» GIVEN REQUEST
Faithfully return all lines, omitting every embedded picture.

» DATASET SECTION

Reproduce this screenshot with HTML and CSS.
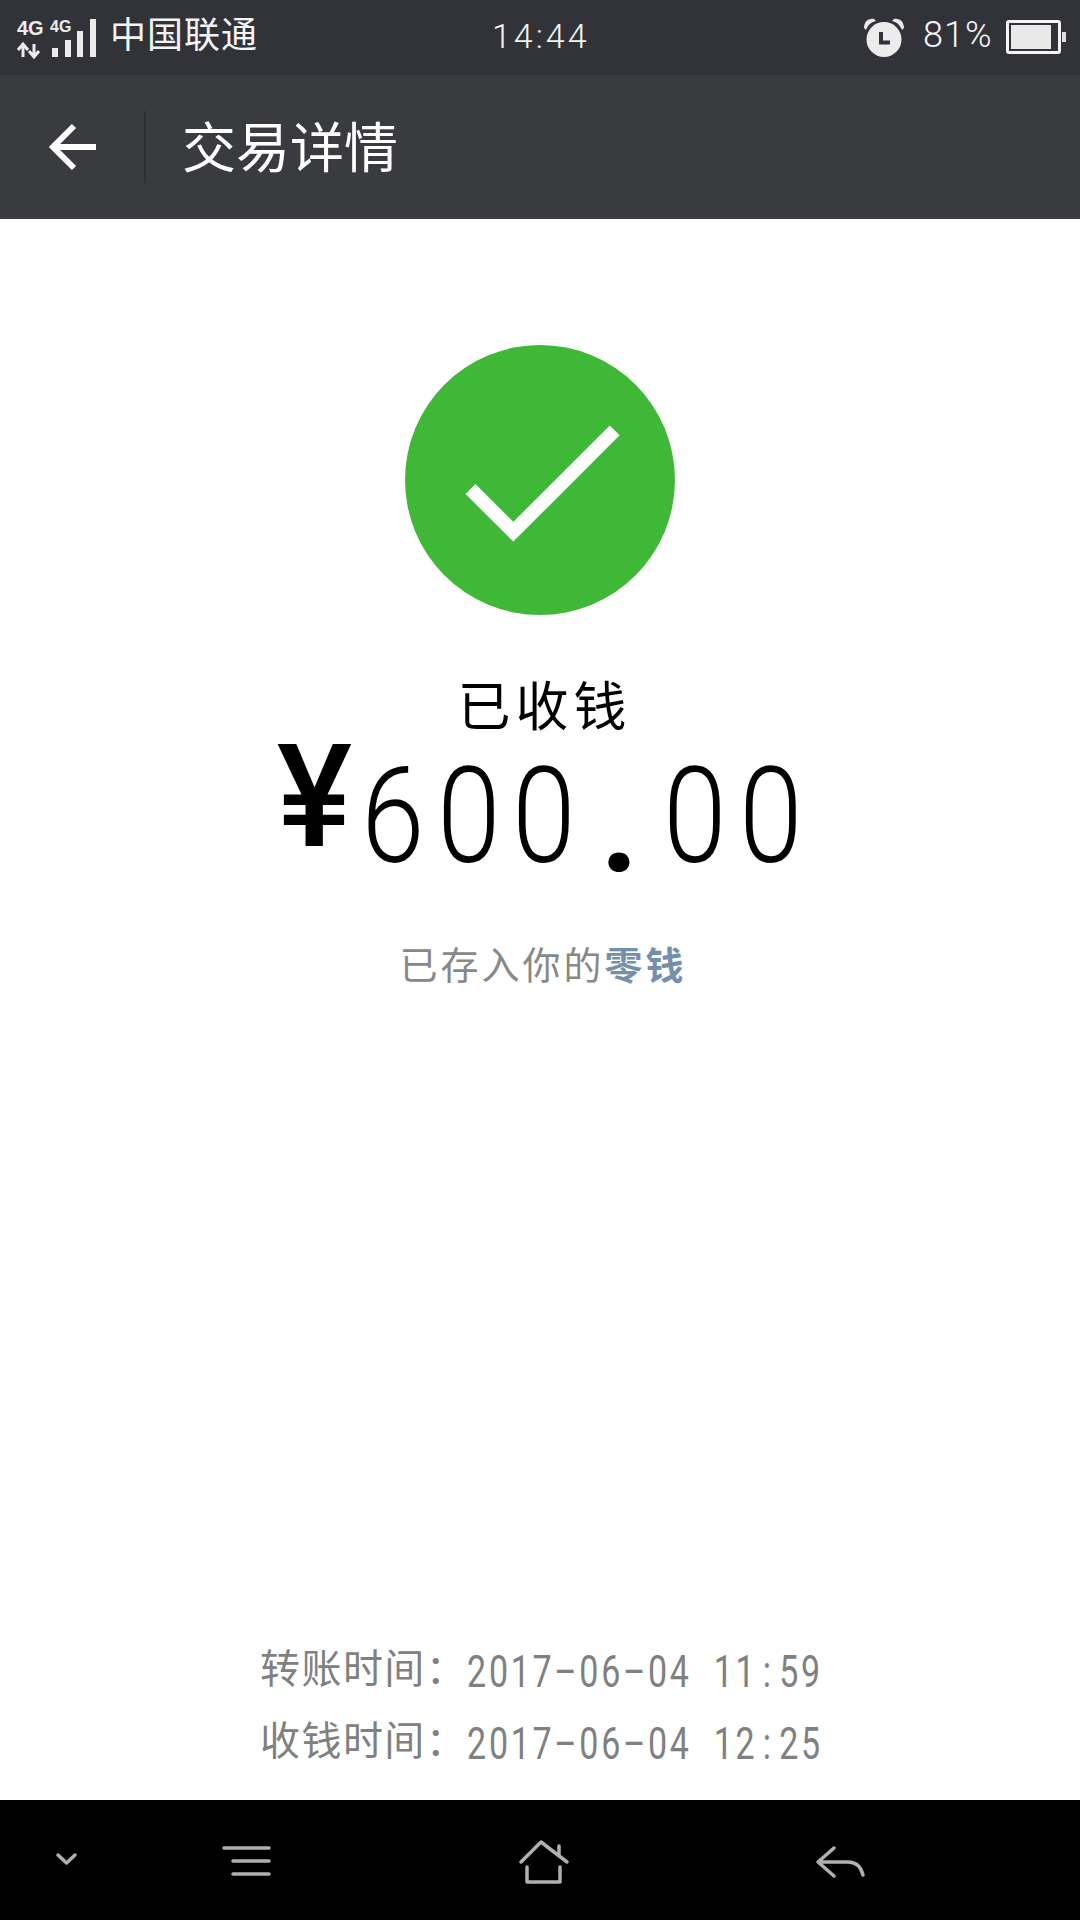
FILE: index.html
```html
<!DOCTYPE html>
<html>
<head>
  <meta charset="utf-8">
  <link rel="stylesheet" href="styles.css">
</head>
<body>
  <div class="screen">

    <div class="status-bar">
      <svg class="signal" width="82" height="40" viewBox="0 0 82 40">
        <text x="0" y="16" class="sig-main">4G</text>
        <text x="33" y="13" class="sig-small">4G</text>
        <path d="M6 38V25M1 31l5-6 5 6M17 25v13M12 32l5 6 5-6" class="sig-arrow"/>
        <rect x="35" y="29" width="6" height="9"/>
        <rect x="48" y="21" width="6" height="17"/>
        <rect x="60" y="12" width="6" height="26"/>
        <rect x="73" y="0" width="6" height="38"/>
      </svg>
      <span class="carrier">中国联通</span>
      <span class="clock">14:44</span>
      <svg class="alarm" width="42" height="40" viewBox="0 0 42 40">
        <circle cx="21" cy="21.5" r="17.5" fill="#ececec"/>
        <path d="M1 10C1 4 5 0 11 1L13 3C8 4 5 7 3 12Z" fill="#ececec"/>
        <path d="M41 10C41 4 37 0 31 1L29 3C34 4 37 7 39 12Z" fill="#ececec"/>
        <path d="M18 14v10.500h9" fill="none" stroke="#323338" stroke-width="4"/>
      </svg>
      <span class="battery-pct">81%</span>
      <div class="battery">
        <div class="battery-body"><div class="battery-fill"></div></div>
        <div class="battery-nub"></div>
      </div>
    </div>

    <div class="toolbar">
      <svg class="back-arrow" width="50" height="50" viewBox="0 0 50 50">
        <path d="M48 25H5M26 4L5 25L26 46" fill="none" stroke="#fff" stroke-width="6"/>
      </svg>
      <div class="toolbar-divider"></div>
      <span class="toolbar-title">交易详情</span>
    </div>

    <div class="content">
      <svg class="ok-icon" width="270" height="270" viewBox="0 0 270 270">
        <circle cx="135" cy="135" r="135" fill="#3fb838"/>
        <path d="M65.500 144L108.300 186.700L209.700 85.400" fill="none" stroke="#fff" stroke-width="14"/>
      </svg>
      <div class="status-text">已收钱</div>
      <div class="amount">
        <span class="yen">¥</span>
        <span class="digit">6</span>
        <span class="digit">0</span>
        <span class="digit">0</span>
        <span class="digit dot">.</span>
        <span class="digit">0</span>
        <span class="digit">0</span>
      </div>
      <div class="note">已存入你的<span class="note-link">零钱</span></div>

      <div class="times">
        <div class="time-row">转账时间：<span class="time-val">2017–06–04 11<span class="colon">:</span>59</span></div>
        <div class="time-row">收钱时间：<span class="time-val">2017–06–04 12<span class="colon">:</span>25</span></div>
      </div>
    </div>

    <div class="nav-bar">
      <svg width="1080" height="120" viewBox="0 0 1080 120" fill="none" stroke="#b0b0b0" stroke-width="3.500" stroke-linecap="round" stroke-linejoin="round">
        <path d="M58 55L66.500 63L75 55"/>
        <path d="M224 48H269M233 61H269M233 74H269"/>
        <path d="M521 62L541 42L567 62M559 46V55M527 67V82H560V67"/>
        <path d="M834 48L818 62L834 76M818 62H848C856 62 861 67 863 75"/>
      </svg>
    </div>

  </div>
</body>
</html>
```

FILE: styles.css
```css
* { box-sizing: border-box; }
html, body { margin: 0; padding: 0; }
body { font-family: "Noto Sans CJK SC", "Liberation Sans", sans-serif; background: #fff; }

.screen { width: 1080px; height: 1920px; display: flex; flex-direction: column; overflow: hidden; }

/* status bar */
.status-bar { height: 75px; flex: none; background: #323338; color: #f4f4f4; display: flex; align-items: center; padding-left: 17px; font-weight: 300; }
.signal { fill: #ececec; margin-top: 3px; overflow: visible; }
.sig-main { font: bold 20px "Liberation Sans", sans-serif; }
.sig-small { font: bold 16px "Liberation Sans", sans-serif; }
.sig-arrow { fill: none; stroke: #ececec; stroke-width: 3; }
.carrier { font-size: 36px; font-weight: 400; letter-spacing: 1px; margin-left: 11px; margin-bottom: 12px; width: 383px; }
.clock { font-family: Roboto, sans-serif; font-size: 34px; letter-spacing: 3px; width: 372px; margin-left: -1px; margin-bottom: 4px; }
.alarm { margin-left: -1px; }
.battery-pct { font-family: Roboto, sans-serif; font-size: 36px; letter-spacing: 1px; margin-left: 18px; width: 83px; margin-bottom: 6px; }
.battery { display: flex; align-items: center; margin-bottom: 2px; }
.battery-body { width: 55px; height: 34px; border: 3px solid #f4f4f4; border-radius: 3px; padding: 2px; }
.battery-fill { width: 40px; height: 100%; background: #e9e9e9; }
.battery-nub { width: 4px; height: 10px; background: #e0e0e0; margin-left: 1px; }

/* toolbar */
.toolbar { height: 144px; flex: none; background: #3a3b3f; display: flex; align-items: center; padding-left: 48px; }
.toolbar-divider { width: 2px; height: 72px; background: #2f3034; margin-left: 46px; }
.toolbar-title { color: #fff; font-size: 54px; font-weight: 400; margin-left: 36px; margin-bottom: 6px; }

/* main */
.content { flex: 1; display: flex; flex-direction: column; align-items: center; padding-top: 126px; }
.ok-icon { flex: none; }
.status-text { font-size: 53px; line-height: 60px; letter-spacing: 5px; color: #000; margin-top: 58px; margin-left: 9px; font-weight: 400; }
.amount { display: flex; align-items: flex-start; height: 130px; color: #000; margin-top: -2px; margin-left: 5px; }
.yen { font: 500 142px/130px Roboto, sans-serif; margin-top: 2px; margin-right: 3px; }
.digit { font: 340 134px/130px Roboto, sans-serif; width: 75.500px; margin-top: 21px; text-align: center; transform: scaleX(.85); }
.dot { font-weight: 700; transform: translateY(9px); }
.note { font-size: 38px; line-height: 50px; letter-spacing: 3px; color: #888; margin-top: 77px; margin-left: 6px; font-weight: 400; }
.note-link { color: #7490ad; font-weight: 700; }
.times { margin-top: auto; margin-bottom: 26px; margin-left: 3px; }
.time-row { font-size: 40px; line-height: 72px; height: 72px; color: #808080; font-weight: 400; letter-spacing: 1.400px; white-space: nowrap; }
.time-val { display: inline-block; font-family: Roboto, sans-serif; font-size: 34px; line-height: 40px; letter-spacing: 2.700px; word-spacing: 11px; transform: scaleY(1.3); }
.colon { margin: 0 5.500px; }

/* bottom nav */
.nav-bar { height: 120px; flex: none; background: #000; }
.nav-bar svg { display: block; }
```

» SOLVED EXERCISE
Reproduce this screenshot with HTML and CSS.
FILE: index.html
```html
<!DOCTYPE html>
<html>
<head>
  <meta charset="utf-8">
  <link rel="stylesheet" href="styles.css">
</head>
<body>
  <div class="screen">

    <div class="status-bar">
      <svg class="signal" width="82" height="40" viewBox="0 0 82 40">
        <text x="0" y="16" class="sig-main">4G</text>
        <text x="33" y="13" class="sig-small">4G</text>
        <path d="M6 38V25M1 31l5-6 5 6M17 25v13M12 32l5 6 5-6" class="sig-arrow"/>
        <rect x="35" y="29" width="6" height="9"/>
        <rect x="48" y="21" width="6" height="17"/>
        <rect x="60" y="12" width="6" height="26"/>
        <rect x="73" y="0" width="6" height="38"/>
      </svg>
      <span class="carrier">中国联通</span>
      <span class="clock">14:44</span>
      <svg class="alarm" width="42" height="40" viewBox="0 0 42 40">
        <circle cx="21" cy="21.5" r="17.5" fill="#ececec"/>
        <path d="M1 10C1 4 5 0 11 1L13 3C8 4 5 7 3 12Z" fill="#ececec"/>
        <path d="M41 10C41 4 37 0 31 1L29 3C34 4 37 7 39 12Z" fill="#ececec"/>
        <path d="M18 14v10.500h9" fill="none" stroke="#323338" stroke-width="4"/>
      </svg>
      <span class="battery-pct">81%</span>
      <div class="battery">
        <div class="battery-body"><div class="battery-fill"></div></div>
        <div class="battery-nub"></div>
      </div>
    </div>

    <div class="toolbar">
      <svg class="back-arrow" width="50" height="50" viewBox="0 0 50 50">
        <path d="M48 25H5M26 4L5 25L26 46" fill="none" stroke="#fff" stroke-width="6"/>
      </svg>
      <div class="toolbar-divider"></div>
      <span class="toolbar-title">交易详情</span>
    </div>

    <div class="content">
      <svg class="ok-icon" width="270" height="270" viewBox="0 0 270 270">
        <circle cx="135" cy="135" r="135" fill="#3fb838"/>
        <path d="M65.500 144L108.300 186.700L209.700 85.400" fill="none" stroke="#fff" stroke-width="14"/>
      </svg>
      <div class="status-text">已收钱</div>
      <div class="amount">
        <span class="yen">¥</span>
        <span class="digit">6</span>
        <span class="digit">0</span>
        <span class="digit">0</span>
        <span class="digit dot">.</span>
        <span class="digit">0</span>
        <span class="digit">0</span>
      </div>
      <div class="note">已存入你的<span class="note-link">零钱</span></div>

      <div class="times">
        <div class="time-row">转账时间：<span class="time-val">2017–06–04 11<span class="colon">:</span>59</span></div>
        <div class="time-row">收钱时间：<span class="time-val">2017–06–04 12<span class="colon">:</span>25</span></div>
      </div>
    </div>

    <div class="nav-bar">
      <svg width="1080" height="120" viewBox="0 0 1080 120" fill="none" stroke="#b0b0b0" stroke-width="3.500" stroke-linecap="round" stroke-linejoin="round">
        <path d="M58 55L66.500 63L75 55"/>
        <path d="M224 48H269M233 61H269M233 74H269"/>
        <path d="M521 62L541 42L567 62M559 46V55M527 67V82H560V67"/>
        <path d="M834 48L818 62L834 76M818 62H848C856 62 861 67 863 75"/>
      </svg>
    </div>

  </div>
</body>
</html>
```

FILE: styles.css
```css
* { box-sizing: border-box; }
html, body { margin: 0; padding: 0; }
body { font-family: "Noto Sans CJK SC", "Liberation Sans", sans-serif; background: #fff; }

.screen { width: 1080px; height: 1920px; display: flex; flex-direction: column; overflow: hidden; }

/* status bar */
.status-bar { height: 75px; flex: none; background: #323338; color: #f4f4f4; display: flex; align-items: center; padding-left: 17px; font-weight: 300; }
.signal { fill: #ececec; margin-top: 3px; overflow: visible; }
.sig-main { font: bold 20px "Liberation Sans", sans-serif; }
.sig-small { font: bold 16px "Liberation Sans", sans-serif; }
.sig-arrow { fill: none; stroke: #ececec; stroke-width: 3; }
.carrier { font-size: 36px; font-weight: 400; letter-spacing: 1px; margin-left: 11px; margin-bottom: 12px; width: 383px; }
.clock { font-family: Roboto, sans-serif; font-size: 34px; letter-spacing: 3px; width: 372px; margin-left: -1px; margin-bottom: 4px; }
.alarm { margin-left: -1px; }
.battery-pct { font-family: Roboto, sans-serif; font-size: 36px; letter-spacing: 1px; margin-left: 18px; width: 83px; margin-bottom: 6px; }
.battery { display: flex; align-items: center; margin-bottom: 2px; }
.battery-body { width: 55px; height: 34px; border: 3px solid #f4f4f4; border-radius: 3px; padding: 2px; }
.battery-fill { width: 40px; height: 100%; background: #e9e9e9; }
.battery-nub { width: 4px; height: 10px; background: #e0e0e0; margin-left: 1px; }

/* toolbar */
.toolbar { height: 144px; flex: none; background: #3a3b3f; display: flex; align-items: center; padding-left: 48px; }
.toolbar-divider { width: 2px; height: 72px; background: #2f3034; margin-left: 46px; }
.toolbar-title { color: #fff; font-size: 54px; font-weight: 400; margin-left: 36px; margin-bottom: 6px; }

/* main */
.content { flex: 1; display: flex; flex-direction: column; align-items: center; padding-top: 126px; }
.ok-icon { flex: none; }
.status-text { font-size: 53px; line-height: 60px; letter-spacing: 5px; color: #000; margin-top: 58px; margin-left: 9px; font-weight: 400; }
.amount { display: flex; align-items: flex-start; height: 130px; color: #000; margin-top: -2px; margin-left: 5px; }
.yen { font: 500 142px/130px Roboto, sans-serif; margin-top: 2px; margin-right: 3px; }
.digit { font: 340 134px/130px Roboto, sans-serif; width: 75.500px; margin-top: 21px; text-align: center; transform: scaleX(.85); }
.dot { font-weight: 700; transform: translateY(9px); }
.note { font-size: 38px; line-height: 50px; letter-spacing: 3px; color: #888; margin-top: 77px; margin-left: 6px; font-weight: 400; }
.note-link { color: #7490ad; font-weight: 700; }
.times { margin-top: auto; margin-bottom: 26px; margin-left: 3px; }
.time-row { font-size: 40px; line-height: 72px; height: 72px; color: #808080; font-weight: 400; letter-spacing: 1.400px; white-space: nowrap; }
.time-val { display: inline-block; font-family: Roboto, sans-serif; font-size: 34px; line-height: 40px; letter-spacing: 2.700px; word-spacing: 11px; transform: scaleY(1.3); }
.colon { margin: 0 5.500px; }

/* bottom nav */
.nav-bar { height: 120px; flex: none; background: #000; }
.nav-bar svg { display: block; }
```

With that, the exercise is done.